De rico usurário passou a mendicante, balbuciando impropérios contra os seus acusadores. Nutria, dentro de sua alma, muita vontade de vingança. Esta se apresentou quando seguiu um monge confessor que se retirava da diocese. Assassinou-o, apossou- se de sua batina, e passou a confessar fiéis em seu lugar. Obteve informações importantes, e ministrava penitências a senhoras aconselhando a tratar bem um certo mendigo santo coxo que morava defronte à igreja. Ele próprio corria depois para a sua casa, reassumia a sua identidade, instalava-se a gozar das esmolas e prazeres oferecidos piedosamente pelas penitenciadas a quem ele confessava.

Visto o nosso histórico na cidade, atrasamos muito o fornecimento da sinopse de uma trama dessas ao vigário supervisor da basílica, o qual exigia presenciar nossos ensaios/laboratórios. Manifestou sua perplexidade ao ver entre os artistas certos funcionários da cidade, alguns  também seus fiéis, caminharem como coxos para molestar senhoras (atrizes) com lenços piedosos na cabeça. Sobretudo, não entendia aqueles textos balbuciados.

 

O vigário, desconcertado, comunicou o seu descontentamento ao secretário provincial de cultura. Este era um cardiopata que não podia ser contrariado, o Architteto Dottor Cappelletti; imediatamente, veio ter conosco em uma reunião de emergência. Durante o colóquio, tenso, o chamamos de Architteto Dottor Ravioli; fora de si, ele truncou  a nossa reunião alegando mal-estar físico e espiritual;

A reunião, que parecia um plot surrealista, provocou uma enorme crise produtiva, pois nela não tivemos o tempo adequado para comunicar e explanar a sincera intenção de utilizar alguns ex votos. O vigário negou-me-a, justificando que eram objetos evocadores de dramas reais. A questão , tentei explicar, era justamente aquela: queria cenografias e objetos puramente cenográficos, ou seja, fictícios, mas seguia o princípio de Brecht com a carroça real de Mãe Coragem, ou mesmo das pratarias nos filmes de Visconti.  Essa questão se havia imposto também quando Amadori pintou a carroça de um morador de rua, por isso muito contrariado por ver cancelada a maior marca sua vida.
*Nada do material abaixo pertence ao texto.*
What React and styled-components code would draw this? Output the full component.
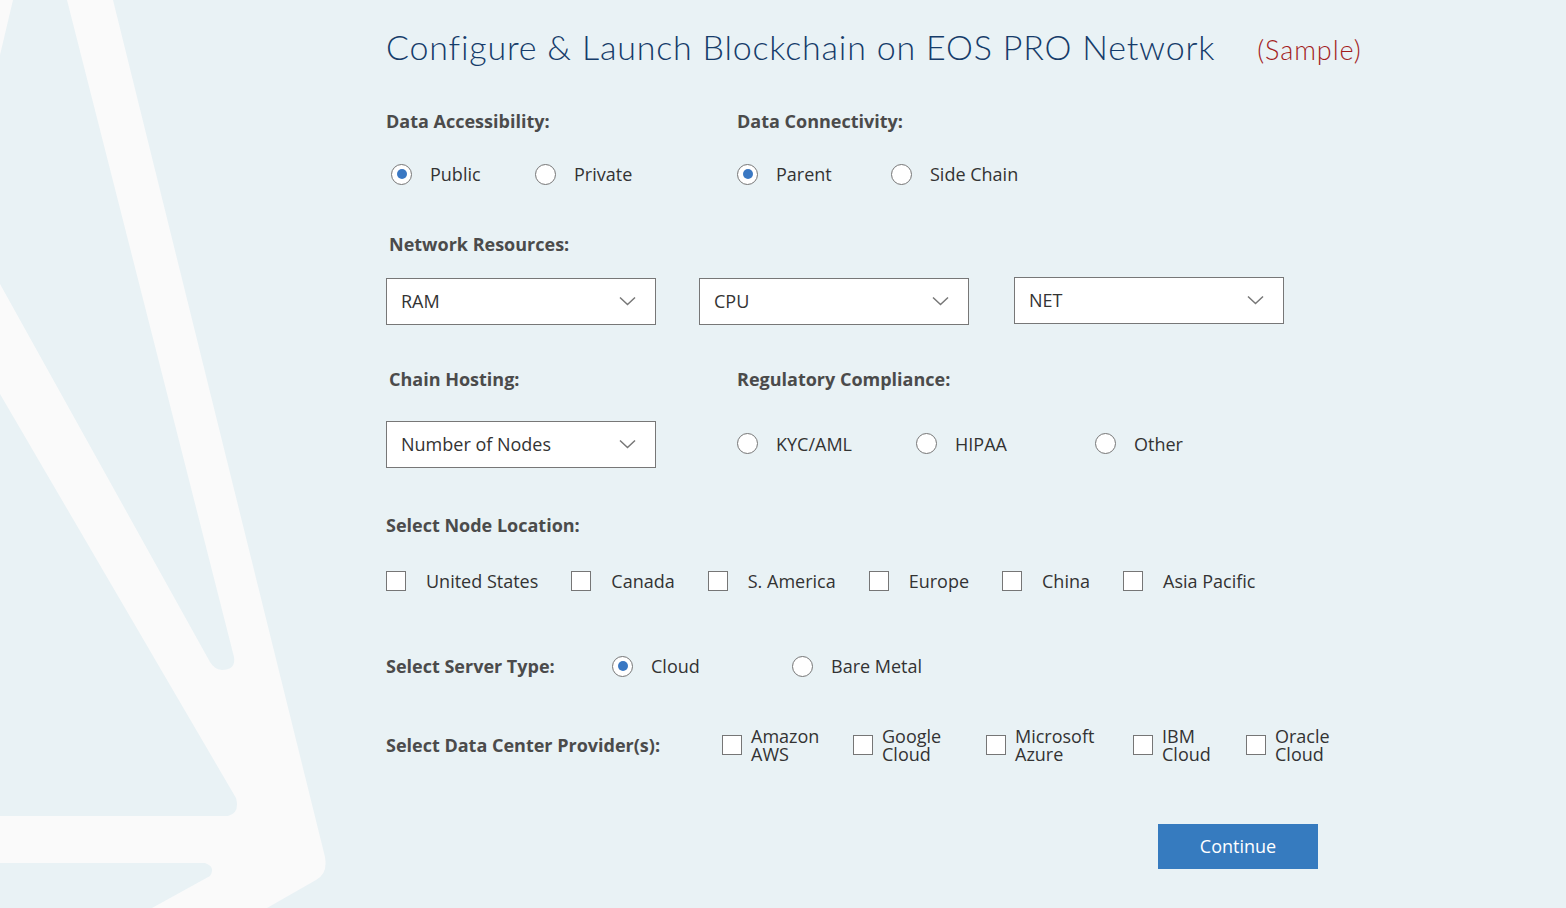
import React from "react";
import styled, { createGlobalStyle } from "styled-components";

const Global = createGlobalStyle`
  html, body { margin: 0; padding: 0; background: #e9f2f5; }
  body { font-family: "Open Sans", "Liberation Sans", sans-serif; }
  * { box-sizing: border-box; }
`;

const Page = styled.div`
  position: relative;
  min-height: 908px;
  width: 1566px;
  overflow: hidden;
  background: #e9f2f5;
`;

const Decor = styled.svg`
  position: absolute;
  left: 0;
  top: 0;
  width: 350px;
  height: 908px;
  z-index: 0;
`;

const Main = styled.main`
  position: relative;
  z-index: 1;
  padding: 27px 0 0 386px;
  display: flex;
  flex-direction: column;
`;

const TitleRow = styled.div`
  display: flex;
  align-items: baseline;
  gap: 42px;
  height: 40px;
`;

const Title = styled.h1`
  margin: 0;
  font-family: Lato, "Open Sans", sans-serif;
  font-weight: 300;
  font-size: 34px;
  letter-spacing: 0.8px;
  line-height: 40px;
  color: #163c6a;
`;

const Sample = styled.span`
  font-family: Lato, "Open Sans", sans-serif;
  font-weight: 300;
  font-size: 27px;
  letter-spacing: 0.9px;
  color: #a31d1d;
`;

const Label = styled.div`
  font-weight: 700;
  font-size: 18px;
  line-height: 24px;
  color: #4b4b4b;
  padding-left: ${(p) => p.$indent || 0}px;
  margin-top: ${(p) => p.$mt || 0}px;
`;

const TwoCol = styled.div`
  display: grid;
  grid-template-columns: 351px auto;
  margin-top: ${(p) => p.$mt || 0}px;
`;

const Column = styled.div`
  display: flex;
  flex-direction: column;
  gap: ${(p) => p.$gap || 0}px;
`;

const OptionRow = styled.div`
  display: flex;
  align-items: center;
  height: ${(p) => p.$h || 24}px;
  margin-top: ${(p) => p.$mt || 0}px;
`;

const Option = styled.label`
  display: flex;
  align-items: center;
  width: ${(p) => (p.$w ? `${p.$w}px` : "auto")};
  font-size: 18px;
  color: #333;
  line-height: 24px;
`;

const Radio = styled.span`
  width: 21px;
  height: 21px;
  border-radius: 50%;
  border: 1px solid #767676;
  background: #fff;
  margin-left: ${(p) => p.$ml || 0}px;
  margin-right: 18px;
  display: flex;
  align-items: center;
  justify-content: center;
  flex: none;
  &::after {
    content: "";
    width: 10px;
    height: 10px;
    border-radius: 50%;
    background: ${(p) => (p.$checked ? "#3a78c3" : "transparent")};
  }
`;

const Check = styled.span`
  width: 20px;
  height: 20px;
  border: 1px solid #767676;
  background: #fff;
  flex: none;
  margin-right: ${(p) => p.$mr || 20}px;
`;

const CheckRow = styled.div`
  display: flex;
  align-items: center;
  gap: 33px;
  margin-top: ${(p) => p.$mt || 0}px;
`;

const TwoLine = styled.span`
  font-size: 18px;
  line-height: 18px;
  color: #333;
  white-space: pre-line;
`;

const SelectRow = styled.div`
  display: flex;
  align-items: flex-start;
  gap: 43px;
  margin-top: ${(p) => p.$mt || 0}px;
`;

const SelectBox = styled.div`
  width: 270px;
  height: 47px;
  border: 1px solid #777;
  background: #fff;
  display: flex;
  align-items: center;
  justify-content: space-between;
  padding: 0 19px 1px 14px;
  font-size: 18px;
  color: #333;
  margin-top: ${(p) => p.$mt || 0}px;
  margin-left: ${(p) => p.$ml || 0}px;
`;

const InlineRow = styled.div`
  display: flex;
  align-items: center;
  margin-top: ${(p) => p.$mt || 0}px;
`;

const InlineLabel = styled(Label)`
  width: ${(p) => p.$w}px;
  flex: none;
`;

const ButtonRow = styled.div`
  display: flex;
  padding-left: 772px;
  margin-top: ${(p) => p.$mt || 0}px;
`;

const Button = styled.button`
  width: 160px;
  height: 45px;
  border: none;
  background: #367bbf;
  color: #fff;
  font-family: "Open Sans", sans-serif;
  font-size: 18px;
  padding: 0 0 2px;
  cursor: pointer;
`;

const Chevron = () => (
  <svg width="17" height="10" viewBox="0 0 17 10" fill="none">
    <path d="M1 1.5 L8.5 8.5 L16 1.5" stroke="#777" strokeWidth="1.5" />
  </svg>
);

const Select = ({ children, mt, ml }) => (
  <SelectBox $mt={mt} $ml={ml}>
    <span>{children}</span>
    <Chevron />
  </SelectBox>
);

const RadioOpt = ({ children, w, checked, ml }) => (
  <Option $w={w}>
    <Radio $checked={checked} $ml={ml} />
    {children}
  </Option>
);

const locations = ["United States", "Canada", "S. America", "Europe", "China", "Asia Pacific"];
const providers = [
  { t: "Amazon\nAWS", w: 131 },
  { t: "Google\nCloud", w: 133 },
  { t: "Microsoft\nAzure", w: 147 },
  { t: "IBM\nCloud", w: 113 },
  { t: "Oracle\nCloud" },
];

export default function App() {
  return (
    <Page>
      <Global />
      <Decor viewBox="0 0 350 908">
        <path
          fill="#fafafa"
          fillRule="evenodd"
          d="M0,0 L113,0 L325,857 Q328,874 316,880 L267,908 L0,908 Z
             M13,0 L67,0 L234,657 Q236,670 222,670 Q214,669 210,662 L0,284 L0,55 Z
             M0,394 L236,798 Q240,813 228,816 L0,816 Z
             M0,863 L205,863 Q216,867 210,876 L152,908 L0,908 Z"
        />
      </Decor>
      <Main>
        <TitleRow>
          <Title>Configure &amp; Launch Blockchain on EOS PRO Network</Title>
          <Sample>(Sample)</Sample>
        </TitleRow>

        <TwoCol $mt={42}>
          <Column $gap={29}>
            <Label>Data Accessibility:</Label>
            <OptionRow>
              <RadioOpt w={149} ml={5} checked>Public</RadioOpt>
              <RadioOpt>Private</RadioOpt>
            </OptionRow>
          </Column>
          <Column $gap={29}>
            <Label>Data Connectivity:</Label>
            <OptionRow>
              <RadioOpt w={154} checked>Parent</RadioOpt>
              <RadioOpt>Side Chain</RadioOpt>
            </OptionRow>
          </Column>
        </TwoCol>

        <Label $mt={46} $indent={3}>Network Resources:</Label>
        <SelectRow $mt={22}>
          <Select>RAM</Select>
          <Select>CPU</Select>
          <Select mt={-1} ml={2}>NET</Select>
        </SelectRow>

        <TwoCol $mt={42}>
          <Column $gap={30}>
            <Label $indent={3}>Chain Hosting:</Label>
            <Select>Number of Nodes</Select>
          </Column>
          <Column $gap={30}>
            <Label>Regulatory Compliance:</Label>
            <OptionRow $h={45}>
              <RadioOpt w={179}>KYC/AML</RadioOpt>
              <RadioOpt w={179}>HIPAA</RadioOpt>
              <RadioOpt>Other</RadioOpt>
            </OptionRow>
          </Column>
        </TwoCol>

        <Label $mt={45}>Select Node Location:</Label>
        <CheckRow $mt={32}>
          {locations.map((l) => (
            <Option key={l}>
              <Check />
              {l}
            </Option>
          ))}
        </CheckRow>

        <InlineRow $mt={61}>
          <InlineLabel $w={226}>Select Server Type:</InlineLabel>
          <RadioOpt w={180} checked>Cloud</RadioOpt>
          <RadioOpt>Bare Metal</RadioOpt>
        </InlineRow>

        <InlineRow $mt={49}>
          <InlineLabel $w={336}>Select Data Center Provider(s):</InlineLabel>
          {providers.map((p) => (
            <Option key={p.t} $w={p.w}>
              <Check $mr={9} />
              <TwoLine>{p.t}</TwoLine>
            </Option>
          ))}
        </InlineRow>

        <ButtonRow $mt={61}>
          <Button>Continue</Button>
        </ButtonRow>
      </Main>
    </Page>
  );
}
Amadori trouxe, então, inventou um ex-voto “puro”: um enorme e abstrato fêmur que escorava a torre d]a basílica mariana dos milagres. Gabrielli e eu entendíamos aquela boa ideia como abstrata demais – queríamos mais tempo para refletirmos autocraticamente e explicarmos o projeto. Mas Amadori tinha a sua personalidade expansiva, e a comunicou ao vigário antes mesmo que estivéssemos totalmente de acordo.

Diante daquela vitalidade, o vigário quase teve um enfarte. Imediatamente comunicou à prefeitura  que éramos blasfemos. personas non grata, a direção da escola ficou em meus lençóis.

Aos trinta anos, vivi aquilo como uma censura. Renunciamos ao espetáculo. Os organizadores ficaram aliviados.

Acabou-se a nossa experiência mantuana sem o espetáculo, mas uma grande lição – que nos lembrou da advertência de quando trabalhamos com Heiner Müller: se a arte tiver importância política e boa qualidade estética, provocará a censura injustificada justamente por esse motivo, invocando outros para camuflar a sua operação de poder. A falta daquele espetáculo virou a sua presença em todos os que fiz posteriormente. Um saber herdado de dois exílios e um perene ex-voto dedicado à memoria de Gabriele Amadori.

O cenógrafo Gabriele Amadori (1945-2015)

———–

Não tomo estes artigos enquanto conhecimento de tipo acadêmico, até porque este não e é um espaço para tal fim; ainda assim , não me esquivo de qualquer critica intersubjetiva. Aliás, essas leituras têm mais utilidade quando confrontadas por sujeições contrárias: é importantíssimo levantar eventuais problemas nas ideias veiculadas. Não existe ideia ou conhecimento perfeito.